Objective ::
Quote all of the data exactly as given. Skip every picture it contains.

Given material ::
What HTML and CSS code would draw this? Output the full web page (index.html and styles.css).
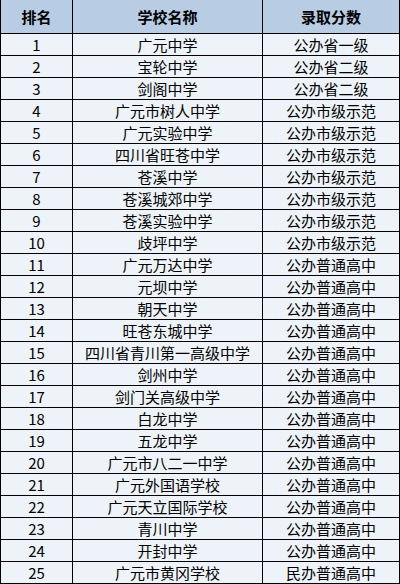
FILE: index.html
```html
<!DOCTYPE html>
<html lang="zh-CN">
<head>
<meta charset="utf-8">
<link rel="stylesheet" href="styles.css">
</head>
<body>
<div class="table">
  <div class="cell head">排名</div><div class="cell head">学校名称</div><div class="cell head">录取分数</div>
  <div class="cell">1</div><div class="cell">广元中学</div><div class="cell">公办省一级</div>
  <div class="cell">2</div><div class="cell">宝轮中学</div><div class="cell">公办省二级</div>
  <div class="cell">3</div><div class="cell">剑阁中学</div><div class="cell">公办省二级</div>
  <div class="cell">4</div><div class="cell">广元市树人中学</div><div class="cell">公办市级示范</div>
  <div class="cell">5</div><div class="cell">广元实验中学</div><div class="cell">公办市级示范</div>
  <div class="cell">6</div><div class="cell">四川省旺苍中学</div><div class="cell">公办市级示范</div>
  <div class="cell">7</div><div class="cell">苍溪中学</div><div class="cell">公办市级示范</div>
  <div class="cell">8</div><div class="cell">苍溪城郊中学</div><div class="cell">公办市级示范</div>
  <div class="cell">9</div><div class="cell">苍溪实验中学</div><div class="cell">公办市级示范</div>
  <div class="cell">10</div><div class="cell">歧坪中学</div><div class="cell">公办市级示范</div>
  <div class="cell">11</div><div class="cell">广元万达中学</div><div class="cell">公办普通高中</div>
  <div class="cell">12</div><div class="cell">元坝中学</div><div class="cell">公办普通高中</div>
  <div class="cell">13</div><div class="cell">朝天中学</div><div class="cell">公办普通高中</div>
  <div class="cell">14</div><div class="cell">旺苍东城中学</div><div class="cell">公办普通高中</div>
  <div class="cell">15</div><div class="cell">四川省青川第一高级中学</div><div class="cell">公办普通高中</div>
  <div class="cell">16</div><div class="cell">剑州中学</div><div class="cell">公办普通高中</div>
  <div class="cell">17</div><div class="cell">剑门关高级中学</div><div class="cell">公办普通高中</div>
  <div class="cell">18</div><div class="cell">白龙中学</div><div class="cell">公办普通高中</div>
  <div class="cell">19</div><div class="cell">五龙中学</div><div class="cell">公办普通高中</div>
  <div class="cell">20</div><div class="cell">广元市八二一中学</div><div class="cell">公办普通高中</div>
  <div class="cell">21</div><div class="cell">广元外国语学校</div><div class="cell">公办普通高中</div>
  <div class="cell">22</div><div class="cell">广元天立国际学校</div><div class="cell">公办普通高中</div>
  <div class="cell">23</div><div class="cell">青川中学</div><div class="cell">公办普通高中</div>
  <div class="cell">24</div><div class="cell">开封中学</div><div class="cell">公办普通高中</div>
  <div class="cell">25</div><div class="cell">广元市黄冈学校</div><div class="cell">民办普通高中</div>
</div>
</body>
</html>
```
FILE: styles.css
```css
html, body {
  margin: 0;
  padding: 0;
  background: #ffffff;
}
.table {
  width: 400px;
  height: 584px;
  box-sizing: border-box;
  display: grid;
  grid-template-columns: 71px 189px 136px;
  grid-template-rows: 33px;
  grid-auto-rows: 21px;
  gap: 1px;
  padding: 0 1px 1px 1px;
  background: #000000;
  font-family: "Noto Sans CJK SC", "Noto Sans", sans-serif;
  font-size: 15px;
  color: #000000;
}
.cell {
  background: #eef3f9;
  display: flex;
  align-items: center;
  justify-content: center;
  white-space: nowrap;
  line-height: 1;
}
.head {
  background: #b8cce4;
  font-weight: bold;
}
```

Exercise result ::
What HTML and CSS code would draw this? Output the full web page (index.html and styles.css).
FILE: index.html
```html
<!DOCTYPE html>
<html lang="zh-CN">
<head>
<meta charset="utf-8">
<link rel="stylesheet" href="styles.css">
</head>
<body>
<div class="table">
  <div class="cell head">排名</div><div class="cell head">学校名称</div><div class="cell head">录取分数</div>
  <div class="cell">1</div><div class="cell">广元中学</div><div class="cell">公办省一级</div>
  <div class="cell">2</div><div class="cell">宝轮中学</div><div class="cell">公办省二级</div>
  <div class="cell">3</div><div class="cell">剑阁中学</div><div class="cell">公办省二级</div>
  <div class="cell">4</div><div class="cell">广元市树人中学</div><div class="cell">公办市级示范</div>
  <div class="cell">5</div><div class="cell">广元实验中学</div><div class="cell">公办市级示范</div>
  <div class="cell">6</div><div class="cell">四川省旺苍中学</div><div class="cell">公办市级示范</div>
  <div class="cell">7</div><div class="cell">苍溪中学</div><div class="cell">公办市级示范</div>
  <div class="cell">8</div><div class="cell">苍溪城郊中学</div><div class="cell">公办市级示范</div>
  <div class="cell">9</div><div class="cell">苍溪实验中学</div><div class="cell">公办市级示范</div>
  <div class="cell">10</div><div class="cell">歧坪中学</div><div class="cell">公办市级示范</div>
  <div class="cell">11</div><div class="cell">广元万达中学</div><div class="cell">公办普通高中</div>
  <div class="cell">12</div><div class="cell">元坝中学</div><div class="cell">公办普通高中</div>
  <div class="cell">13</div><div class="cell">朝天中学</div><div class="cell">公办普通高中</div>
  <div class="cell">14</div><div class="cell">旺苍东城中学</div><div class="cell">公办普通高中</div>
  <div class="cell">15</div><div class="cell">四川省青川第一高级中学</div><div class="cell">公办普通高中</div>
  <div class="cell">16</div><div class="cell">剑州中学</div><div class="cell">公办普通高中</div>
  <div class="cell">17</div><div class="cell">剑门关高级中学</div><div class="cell">公办普通高中</div>
  <div class="cell">18</div><div class="cell">白龙中学</div><div class="cell">公办普通高中</div>
  <div class="cell">19</div><div class="cell">五龙中学</div><div class="cell">公办普通高中</div>
  <div class="cell">20</div><div class="cell">广元市八二一中学</div><div class="cell">公办普通高中</div>
  <div class="cell">21</div><div class="cell">广元外国语学校</div><div class="cell">公办普通高中</div>
  <div class="cell">22</div><div class="cell">广元天立国际学校</div><div class="cell">公办普通高中</div>
  <div class="cell">23</div><div class="cell">青川中学</div><div class="cell">公办普通高中</div>
  <div class="cell">24</div><div class="cell">开封中学</div><div class="cell">公办普通高中</div>
  <div class="cell">25</div><div class="cell">广元市黄冈学校</div><div class="cell">民办普通高中</div>
</div>
</body>
</html>
```
FILE: styles.css
```css
html, body {
  margin: 0;
  padding: 0;
  background: #ffffff;
}
.table {
  width: 400px;
  height: 584px;
  box-sizing: border-box;
  display: grid;
  grid-template-columns: 71px 189px 136px;
  grid-template-rows: 33px;
  grid-auto-rows: 21px;
  gap: 1px;
  padding: 0 1px 1px 1px;
  background: #000000;
  font-family: "Noto Sans CJK SC", "Noto Sans", sans-serif;
  font-size: 15px;
  color: #000000;
}
.cell {
  background: #eef3f9;
  display: flex;
  align-items: center;
  justify-content: center;
  white-space: nowrap;
  line-height: 1;
}
.head {
  background: #b8cce4;
  font-weight: bold;
}
```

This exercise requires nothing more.